§ **Task goal**
Lift out each line of the data that holds "components".

§ **Information provided**
--- Start ---

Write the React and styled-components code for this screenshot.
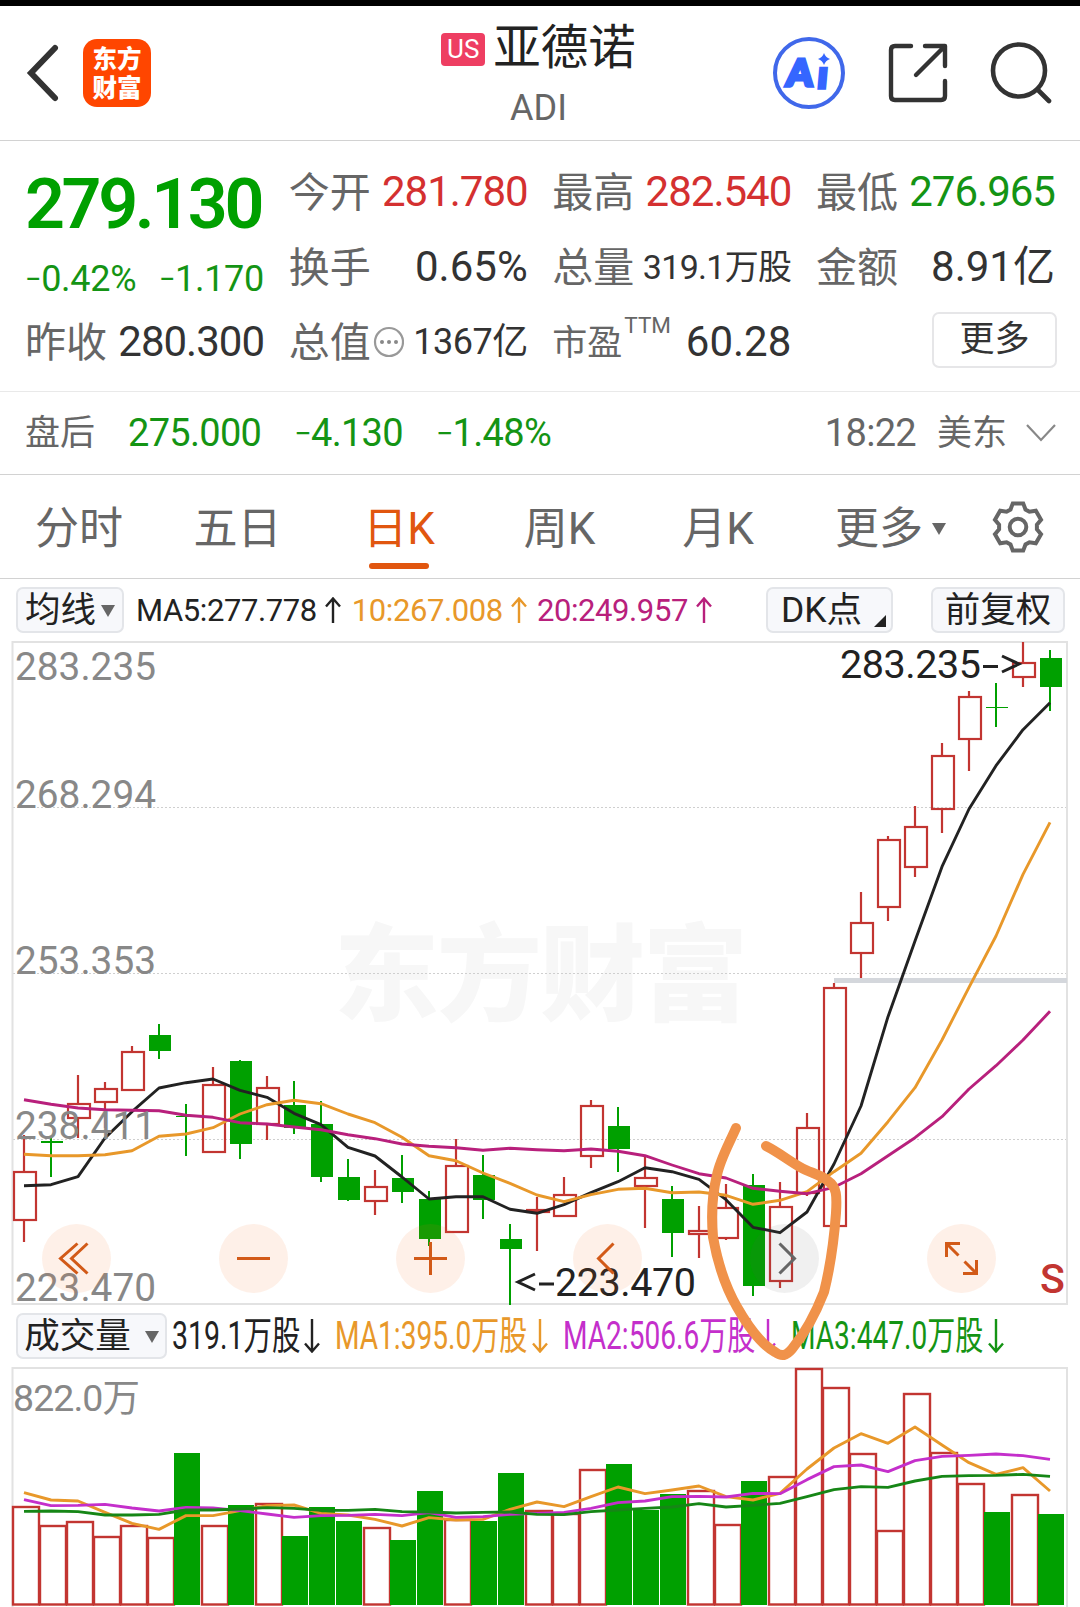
import React from 'react';
import styled, { createGlobalStyle } from 'styled-components';

const FONT = `Roboto, "Noto Sans CJK SC", sans-serif`;
const RED = '#c23531';
const GREEN = '#00a000';
const ORANGE = '#e8982a';
const MAGENTA = '#b8207c';
const PURPLE = '#c42fcb';

const GlobalStyle = createGlobalStyle`
    * { box-sizing: border-box; }
    body {
        margin: 0;
        background: #fff;
        overflow: hidden;
        font-family: ${FONT};
    }
    svg { display: block; flex: none; }
`;

const Page = styled.div`
    width: 1080px;
    height: 1607px;
    overflow: hidden;
    background: #fff;
    border-top: 6px solid #000;
    line-height: 1;
    white-space: nowrap;
`;

const Header = styled.header`
    height: 135px;
    border-bottom: 1px solid #d2d2d2;
    display: grid;
    grid-template-columns: 330px 1fr 330px;
`;

const HeaderLeft = styled.div`
    display: flex;
    align-items: center;
    padding-left: 23px;
    gap: 22px;
`;

const Logo = styled.div`
    width: 68px;
    height: 68px;
    border-radius: 14px;
    background: #ff4600;
    color: #fff;
    font: 900 24.5px/29px "Noto Sans CJK SC", sans-serif;
    text-align: center;
    padding-top: 4px;
`;

const HeaderTitle = styled.div`
    display: flex;
    flex-direction: column;
    align-items: center;
    padding: 19px 3px 0 0;
`;

const NameRow = styled.div`
    display: flex;
    align-items: center;
    gap: 8px;
    height: 48px;
    font-size: 47.5px;
    color: #222;
`;

const Market = styled.span`
    width: 44px;
    height: 33px;
    border-radius: 4px;
    background: #ee3e62;
    color: #fff;
    font-size: 26px;
    line-height: 33px;
    text-align: center;
`;

const Ticker = styled.div`
    margin-top: 17px;
    font-size: 36px;
    color: #666;
`;

const HeaderRight = styled.div`
    display: flex;
    align-items: center;
    justify-content: flex-end;
    padding-right: 28px;
    gap: 42px;
`;

const Quote = styled.section`
    height: 251px;
    padding: 13px 25px 0;
    border-bottom: 1px solid #e9e9e9;
    display: flex;
    justify-content: space-between;
`;

const QuoteColumn = styled.div`
    width: 239px;
`;

const Price = styled.div`
    height: 99px;
    display: flex;
    align-items: center;
    font-size: 70px;
    font-weight: 600;
    letter-spacing: -3.4px;
    color: ${GREEN};
`;

const Change = styled.div`
    height: 51px;
    display: flex;
    align-items: center;
    justify-content: space-between;
    font-size: 36px;
    letter-spacing: -0.3px;
    color: #149414;
`;

const Minus = styled.span`
    font-size: 0.8em;
    vertical-align: 0.06em;
`;

const Cell = styled.div`
    height: 75px;
    display: flex;
    align-items: center;
    justify-content: space-between;
`;

const Label = styled.span`
    display: flex;
    align-items: center;
    padding-top: 4px;
    font-size: ${props => props.$size || 41}px;
    color: #666;
`;

const Value = styled.span`
    font-size: ${props => props.$size || 42}px;
    letter-spacing: ${props => props.$spacing ?? -1}px;
    color: ${props => props.$color || '#333'};
`;

const Ttm = styled.sup`
    align-self: flex-start;
    font-size: 22.5px;
    line-height: 24px;
    margin: -13px 0 0 2px;
`;

const MoreButton = styled.button`
    width: 125px;
    height: 56px;
    margin: -4px -2px 0 auto;
    padding: 0;
    border: 2px solid #e6e6e8;
    border-radius: 7px;
    background: #fff;
    font: 35px/1 ${FONT};
    color: #333;
`;

const AfterHours = styled.section`
    height: 83px;
    padding: 0 24px 0 25px;
    border-bottom: 1px solid #d2d2d2;
    display: flex;
    align-items: center;
    font-size: 38px;
    letter-spacing: -0.7px;
    color: #149414;
`;

const Figure = styled.span`
    margin-left: 33px;
`;

const Muted = styled.span`
    font-size: 35px;
    letter-spacing: 0;
    color: #666;
`;

const Clock = styled.span`
    margin: 0 21px 0 auto;
    color: #666;
`;

const Tabs = styled.nav`
    height: 104px;
    border-bottom: 1px solid #d2d2d2;
    display: grid;
    grid-template-columns: 158px 159px 164px 157px 160px 193px 1fr;
`;

const Tab = styled.div`
    display: flex;
    flex-direction: column;
    align-items: center;
    padding-top: 32px;
    font-size: 44px;
    color: ${props => props.$active ? '#e1560f' : '#666'};
    &::after {
        content: '';
        width: 60px;
        height: 6px;
        margin-top: 12px;
        border-radius: 3px;
        background: ${props => props.$active ? '#e1560f' : 'transparent'};
    }
`;

const TabInner = styled.span`
    display: flex;
    align-items: center;
    gap: 9px;
    margin-left: -8px;
`;

const Triangle = styled.i`
    border: solid transparent;
    border-width: 12px 7.5px 0;
    border-top-color: #666;
`;

const IndicatorBar = styled.div`
    height: 62px;
    padding: 0 15px 0 16px;
    display: flex;
    align-items: center;
`;

const Chip = styled.button`
    position: relative;
    width: ${props => props.$width}px;
    height: 46px;
    padding: 2px ${props => props.$corner ? 16 : 0}px 0 0;
    border: 2px solid #e3e5e9;
    border-radius: 7px;
    background: #f7f8fb;
    display: flex;
    align-items: center;
    justify-content: center;
    gap: ${props => props.$gap || 5}px;
    flex: none;
    font: 35.5px/1 ${FONT};
    color: #222;
    &:nth-last-of-type(2) {
        margin-left: auto;
        margin-right: 38px;
    }
`;

const Corner = styled.i`
    position: absolute;
    right: 5px;
    bottom: 4px;
    width: 12px;
    height: 12px;
    background: #222;
    clip-path: polygon(100% 0, 100% 100%, 0 100%);
`;

const Legend = styled.span`
    display: flex;
    align-items: center;
    gap: 8px;
    margin-left: ${props => props.$left}px;
    font-size: 31px;
    letter-spacing: -0.4px;
    color: ${props => props.$color};
`;

const ChartArea = styled.div`
    position: relative;
`;

const Controls = styled.div`
    position: absolute;
    left: 42px;
    top: 583px;
    display: flex;
    gap: 108px;
`;

const Control = styled.button`
    width: 69px;
    height: 69px;
    padding: 0;
    border: 0;
    border-radius: 50%;
    background: ${props => props.$muted ? 'rgba(90, 90, 90, .09)' : 'rgba(250, 105, 30, .1)'};
    color: ${props => props.$muted ? '#666' : '#d25a18'};
`;

const VolumeBar = styled.div`
    height: 62px;
    padding: 0 0 0 16px;
    display: flex;
    align-items: center;
`;

const VolumeLegend = styled.span`
    display: flex;
    align-items: center;
    justify-content: space-between;
    width: ${props => props.$width}px;
    margin-left: ${props => props.$left}px;
    color: ${props => props.$color};
`;

// the legend has to fit four figures on one line, so its glyphs are narrowed
const Narrow = styled.span`
    width: 0;
    font-size: 39px;
    transform: scaleX(${props => props.$scale});
    transform-origin: left;
`;

const Annotation = styled.svg`
    position: absolute;
    left: 0;
    top: 0;
    pointer-events: none;
`;

const STEP = 27;
const FIRST = 24;
const TOP = 642;

// [up, high, body top, body bottom, low]
const candles = [
    [1, 1135, 1172, 1220, 1242], [0, 1137, 1141, 1143, 1177], [1, 1075, 1104, 1118, 1138],
    [1, 1082, 1089, 1102, 1128], [1, 1046, 1052, 1090, 1090], [0, 1024, 1035, 1051, 1059],
    [0, 1104, 1116, 1117, 1156], [1, 1067, 1085, 1152, 1152], [0, 1060, 1061, 1144, 1159],
    [1, 1076, 1088, 1124, 1140], [0, 1081, 1105, 1128, 1134], [0, 1101, 1124, 1177, 1182],
    [0, 1159, 1177, 1200, 1201], [1, 1170, 1187, 1201, 1215], [0, 1155, 1178, 1192, 1203],
    [0, 1191, 1199, 1239, 1246], [1, 1139, 1166, 1232, 1232], [0, 1155, 1175, 1200, 1219],
    [0, 1224, 1239, 1249, 1305], [1, 1197, 1210, 1212, 1251], [1, 1177, 1195, 1216, 1216],
    [1, 1100, 1106, 1156, 1168], [0, 1107, 1126, 1149, 1172], [1, 1156, 1178, 1186, 1228],
    [0, 1186, 1199, 1233, 1257], [1, 1206, 1231, 1234, 1258], [1, 1184, 1208, 1238, 1240],
    [0, 1174, 1185, 1286, 1296], [1, 1182, 1207, 1281, 1288], [1, 1113, 1128, 1193, 1196],
    [1, 983, 988, 1226, 1226], [1, 892, 923, 953, 978], [1, 836, 840, 907, 921],
    [1, 806, 827, 867, 877], [1, 743, 756, 809, 833], [1, 691, 697, 739, 771],
    [0, 683, 707, 708, 727], [1, 642, 663, 677, 687], [0, 650, 658, 687, 711],
];

const ma5 = [1185.7, 1184.7, 1176.7, 1138, 1111.7, 1088, 1082.7, 1079, 1090.3, 1097.3, 1113.3, 1124.7, 1147.3,
    1156, 1177, 1199, 1196.7, 1196.7, 1209.3, 1213.3, 1204.7, 1192.7, 1181.7, 1167.7, 1171.7, 1179.3,
    1199.7, 1227.3, 1232.7, 1212, 1164, 1106, 1016.7, 941, 866.7, 809, 765.7, 729.7, 702.7];
const ma10 = [1154.3, 1155.7, 1155.7, 1154.7, 1150.7, 1136.3, 1134, 1127.7, 1114, 1104.7, 1100.3, 1103.7, 1114,
    1122.7, 1137.3, 1155.7, 1160.7, 1173, 1183.3, 1195, 1201.7, 1194.7, 1189.3, 1188.3, 1192.7, 1192,
    1195.3, 1204.3, 1200.3, 1191.7, 1171.7, 1153.3, 1121.7, 1087.7, 1040, 987.3, 936, 874.3, 822.3];
const ma20 = [1099.7, 1104.3, 1108, 1109.7, 1110.3, 1110.7, 1115.3, 1117.3, 1122.7, 1124, 1127, 1129.7, 1134.7,
    1138.7, 1144, 1146.3, 1147.7, 1150.3, 1148.3, 1149.7, 1150.7, 1149, 1151.3, 1155.7, 1165, 1173.7,
    1178, 1188.3, 1191.3, 1193.7, 1187.3, 1173.7, 1155.7, 1137.7, 1116.7, 1089, 1065.7, 1040, 1011.3];

// [up, top]
const volumes = [
    [1, 1507], [1, 1526], [1, 1522], [1, 1537], [1, 1526], [1, 1538], [0, 1453], [1, 1526], [0, 1505],
    [1, 1504], [0, 1536], [0, 1507], [0, 1521], [1, 1528], [0, 1540], [0, 1491], [1, 1520], [0, 1521],
    [0, 1473], [1, 1511], [1, 1514], [1, 1470], [0, 1464], [0, 1510], [0, 1494], [1, 1491], [1, 1525],
    [0, 1481], [1, 1477], [1, 1369], [1, 1388], [1, 1454], [1, 1531], [1, 1394], [1, 1453], [1, 1484],
    [0, 1512], [1, 1495], [0, 1514],
];

const volMa1 = [578, 600, 603, 637, 670, 688, 647, 647, 632, 617, 615, 640, 645, 658, 678, 653, 660, 658, 628,
    606, 620, 590, 561, 581, 570, 558, 590, 600, 580, 507, 444, 401, 430, 381, 435, 488, 523, 503, 573];
const volMa2 = [599, 617, 616, 613, 624, 633, 622, 624, 632, 642, 652, 647, 646, 643, 647, 638, 652, 650, 643,
    640, 637, 625, 608, 603, 590, 589, 591, 580, 581, 539, 500, 495, 515, 482, 469, 466, 462, 467, 478];
const volMa3 = [634, 633, 635, 645, 645, 643, 630, 630, 627, 623, 625, 631, 631, 628, 635, 636, 639, 637, 636,
    643, 644, 635, 630, 625, 621, 611, 621, 616, 610, 590, 569, 560, 562, 543, 529, 527, 526, 523, 529];

const toLine = values => values.map((y, i) => `${FIRST + i * STEP},${y}`).join(' ');
const toVolumeLine = values => toLine(values.map(v => 1300 + v / 3));

const Line = ({ points, color }) => (
    <polyline points={points} fill="none" stroke={color} strokeWidth="2.9" strokeLinejoin="round" />
);

const Candle = ({ index, data }) => {
    const [up, high, top, bottom, low] = data;
    const x = FIRST + index * STEP;
    if (!up) {
        return (
            <g fill={GREEN}>
                <rect x={x - 1} y={high} width="2" height={low - high} />
                <rect x={x - 10} y={top} width="22" height={bottom - top} />
            </g>
        );
    }
    return (
        <g stroke={RED} strokeWidth="2.2" fill="none">
            <path d={`M${x} ${high}V${top}M${x} ${bottom}V${low}`} />
            <rect x={x - 10} y={top} width="22" height={bottom - top} />
        </g>
    );
};

const axis = [['283.235', 680], ['268.294', 808], ['253.353', 974], ['238.411', 1139], ['223.470', 1301]];

const PriceChart = () => (
    <svg width="1080" height="664" viewBox={`0 ${TOP - 1} 1080 664`}>
        <text x="334" y="1012" fontSize="105" fontWeight="900" fill="#f7f7f7" textLength="414"
            fontFamily="Noto Sans CJK SC">东方财富</text>
        <g stroke="#cfcfcf" strokeDasharray="2 2">
            <path d="M13 807.5H1067M13 973.5H1067M13 1139.5H1067" />
        </g>
        <rect x="12.5" y="642" width="1054.5" height="662" fill="none" stroke="#e2e2e2" strokeWidth="2" />
        <rect x="834" y="978" width="233" height="5" fill="#d4d7dc" />
        {candles.map((c, i) => <Candle key={i} index={i} data={c} />)}
        <Line points={toLine(ma5)} color="#222" />
        <Line points={toLine(ma10)} color={ORANGE} />
        <Line points={toLine(ma20)} color={MAGENTA} />
        <g fontSize="39.5" fill="#888">
            {axis.map(([text, y]) => (
                <text key={text} x="15" y={y} textLength="141" lengthAdjust="spacingAndGlyphs">{text}</text>
            ))}
        </g>
        <g fontSize="39.5" fill="#222">
            <text x="840" y="678" textLength="141">283.235</text>
            <text x="555" y="1296" textLength="141">223.470</text>
        </g>
        <g stroke="#222" strokeWidth="3" fill="none">
            <path d="M983 666.5H998M1002 656L1019 664L1002 672" />
            <path d="M554 1284H539M535 1274L518 1282L535 1290" />
        </g>
        <text x="1040" y="1292.5" fontSize="41" fontWeight="500" fill={RED}>S</text>
    </svg>
);

const VolumeChart = () => (
    <svg width="1080" height="240" viewBox="0 1367 1080 240">
        <path d="M12.5 1607V1368H1067V1607" fill="none" stroke="#e2e2e2" strokeWidth="2" />
        <text x="13" y="1411" fontSize="37.5" fill="#888" textLength="127">822.0万</text>
        {volumes.map(([up, top], i) => (up
            ? <rect key={i} x={13 + i * STEP} y={top} width="26" height={1604.5 - top} fill="none" stroke={RED} strokeWidth="2.4" />
            : <rect key={i} x={12 + i * STEP} y={top} width="26" height={1605 - top} fill={GREEN} />
        ))}
        <Line points={toVolumeLine(volMa1)} color={ORANGE} />
        <Line points={toVolumeLine(volMa2)} color={PURPLE} />
        <Line points={toVolumeLine(volMa3)} color="#168616" />
    </svg>
);

const Arrow = ({ down, h = 26 }) => (
    <svg width="16" height={h} viewBox={`0 0 16 ${h}`} fill="none" stroke="currentColor" strokeWidth="2.4"
        transform={down ? 'rotate(180)' : undefined}>
        <path d={`M8 ${h}V1.5M1 9.5L8 1.5L15 9.5`} />
    </svg>
);

const controls = [
    'M1 -15L-16 0L1 15M11 -15L-5 0L11 15',
    'M-16.5 0H16.5',
    'M-16.5 0H16.5M0 -16.5V16.5',
    'M6 -15L-9 0L6 15',
    'M-5 -15L10 0L-5 15',
    'M-1.5 -15H-15V-1.5M-15 -15L-3 -3M15 1.5V15H1.5M3 3L15 15',
];

const gearPoints = [0, 60, 120, 180, 240, 300].flatMap(deg => {
    const a = deg * Math.PI / 180;
    return [[-7.5, -17.5], [-5.2, -23.6], [5.2, -23.6], [7.5, -17.5]].map(([x, y]) =>
        `${(x * Math.cos(a) - y * Math.sin(a)).toFixed(2)},${(x * Math.sin(a) + y * Math.cos(a)).toFixed(2)}`);
}).join(' ');

const App = () => (
    <Page>
        <GlobalStyle />
        <Header>
            <HeaderLeft>
                <svg width="38" height="60" viewBox="0 0 38 60" fill="none" stroke="#333" strokeWidth="6" strokeLinecap="round">
                    <path d="M32 5L8 30L32 55" />
                </svg>
                <Logo>东方<br />财富</Logo>
            </HeaderLeft>
            <HeaderTitle>
                <NameRow><Market>US</Market>亚德诺</NameRow>
                <Ticker>ADI</Ticker>
            </HeaderTitle>
            <HeaderRight>
                <svg width="74" height="74" viewBox="-37 -37 74 74">
                    <circle r="34" fill="none" stroke="#4068ea" strokeWidth="4" />
                    <g fill="#3566ff" fontFamily="Lato" fontWeight="900" stroke="#3566ff" strokeWidth="3.5" transform="skewX(-5)">
                        <text x="-22" y="13" fontSize="37">A</text>
                        <text x="9" y="15" fontSize="38">ı</text>
                    </g>
                    <path d="M15 -20Q16.5 -15.5 21 -14Q16.5 -12.5 15 -8Q13.5 -12.5 9 -14Q13.5 -15.5 15 -20Z" fill="#3566ff" />
                </svg>
                <svg width="60" height="60" viewBox="0 0 60 60" fill="none" stroke="#333" strokeWidth="4.4" strokeLinecap="round" strokeLinejoin="round">
                    <path d="M23 3H7Q3 3 3 7V53Q3 57 7 57H53Q57 57 57 53V38M37 3H57V23M28 32L56 4" />
                </svg>
                <svg width="62" height="62" viewBox="0 0 62 62" fill="none" stroke="#333" strokeWidth="4.6" strokeLinecap="round">
                    <circle cx="29" cy="28.5" r="26" />
                    <path d="M47.5 47.5L59 59" />
                </svg>
            </HeaderRight>
        </Header>

        <Quote>
            <QuoteColumn>
                <Price>279.130</Price>
                <Change>
                    <span><Minus>−</Minus>0.42%</span>
                    <span><Minus>−</Minus>1.170</span>
                </Change>
                <Cell><Label>昨收</Label><Value>280.300</Value></Cell>
            </QuoteColumn>
            <QuoteColumn>
                <Cell><Label>今开</Label><Value $color="#d43030">281.780</Value></Cell>
                <Cell><Label>换手</Label><Value $spacing={0}>0.65%</Value></Cell>
                <Cell>
                    <Label>
                        总值
                        <svg width="33" height="36" viewBox="-18 -16 33 36">
                            <circle r="14" fill="none" stroke="#999" strokeWidth="2.2" />
                            <g fill="#888"><circle cx="-7" r="2" /><circle r="2" /><circle cx="7" r="2" /></g>
                        </svg>
                    </Label>
                    <Value $size={36} $spacing={-0.5}>1367亿</Value>
                </Cell>
            </QuoteColumn>
            <QuoteColumn>
                <Cell><Label>最高</Label><Value $color="#d43030">282.540</Value></Cell>
                <Cell><Label>总量</Label><Value $size={34} $spacing={-0.7}>319.1万股</Value></Cell>
                <Cell><Label $size="35">市盈<Ttm>TTM</Ttm></Label><Value $spacing={0}>60.28</Value></Cell>
            </QuoteColumn>
            <QuoteColumn>
                <Cell><Label>最低</Label><Value $color="#149414">276.965</Value></Cell>
                <Cell><Label>金额</Label><Value $spacing={0}>8.91亿</Value></Cell>
                <Cell><MoreButton>更多</MoreButton></Cell>
            </QuoteColumn>
        </Quote>

        <AfterHours>
            <Muted>盘后</Muted>
            <Figure>275.000</Figure>
            <Figure><Minus>−</Minus>4.130</Figure>
            <Figure><Minus>−</Minus>1.48%</Figure>
            <Clock>18:22</Clock>
            <Muted>美东</Muted>
            <svg width="30" height="18" viewBox="0 0 30 18" fill="none" stroke="#888" strokeWidth="2.2" style={{ marginLeft: 19 }}>
                <path d="M1 1L15 16L29 1" />
            </svg>
        </AfterHours>

        <Tabs>
            <Tab>分时</Tab>
            <Tab>五日</Tab>
            <Tab $active>日K</Tab>
            <Tab>周K</Tab>
            <Tab>月K</Tab>
            <Tab><TabInner>更多<Triangle /></TabInner></Tab>
            <svg width="54" height="104" viewBox="-27 -52 54 104" fill="none" stroke="#666" strokeWidth="4">
                <polygon points={gearPoints} />
                <circle r="8.3" />
            </svg>
        </Tabs>

        <IndicatorBar>
            <Chip $width={108}>均线<Triangle /></Chip>
            <Legend $left={12} $color="#222">MA5:277.778<Arrow /></Legend>
            <Legend $left={11} $color={ORANGE}>10:267.008<Arrow /></Legend>
            <Legend $left={10} $color={MAGENTA}>20:249.957<Arrow /></Legend>
            <Chip $width={127} $corner>DK点<Corner /></Chip>
            <Chip $width={134}>前复权</Chip>
        </IndicatorBar>

        <ChartArea>
            <PriceChart />
            <Controls>
                {controls.map((d, i) => (
                    <Control key={d} $muted={i === 4}>
                        <svg width="69" height="69" viewBox="-34.5 -34.5 69 69" fill="none" stroke="currentColor" strokeWidth="3">
                            <path d={d} />
                        </svg>
                    </Control>
                ))}
            </Controls>
            <VolumeBar>
                <Chip $width={151} $gap={14}>成交量<Triangle /></Chip>
                <VolumeLegend $left={5} $width={148} $color="#222"><Narrow $scale={0.73}>319.1万股</Narrow><Arrow down h={34} /></VolumeLegend>
                <VolumeLegend $left={15} $width={213} $color={ORANGE}><Narrow $scale={0.72}>MA1:395.0万股</Narrow><Arrow down h={34} /></VolumeLegend>
                <VolumeLegend $left={15} $width={213} $color={PURPLE}><Narrow $scale={0.72}>MA2:506.6万股</Narrow><Arrow down h={34} /></VolumeLegend>
                <VolumeLegend $left={15} $width={213} $color="#149414"><Narrow $scale={0.72}>MA3:447.0万股</Narrow><Arrow down h={34} /></VolumeLegend>
            </VolumeBar>
            <VolumeChart />
            <Annotation width="1080" height="740" viewBox={`0 ${TOP - 1} 1080 740`} fill="none" stroke="#f0924a"
                strokeWidth="10" strokeLinecap="round" strokeLinejoin="round">
                <path d="M736 1128C728 1146 720 1160 717 1175C712 1195 711 1215 713 1237C718 1265 726 1288 737 1307C749 1328 762 1345 775 1352C782 1357 786 1356 792 1349C806 1332 817 1310 824 1292C830 1268 834 1240 836 1213C837 1196 837 1187 828 1181C820 1174 810 1173 800 1167C788 1160 778 1152 766 1146" />
            </Annotation>
        </ChartArea>
    </Page>
);

export default App;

--- End ---

§ **Exercise output**
Write the React and styled-components code for this screenshot.
import styled, { createGlobalStyle } from 'styled-components';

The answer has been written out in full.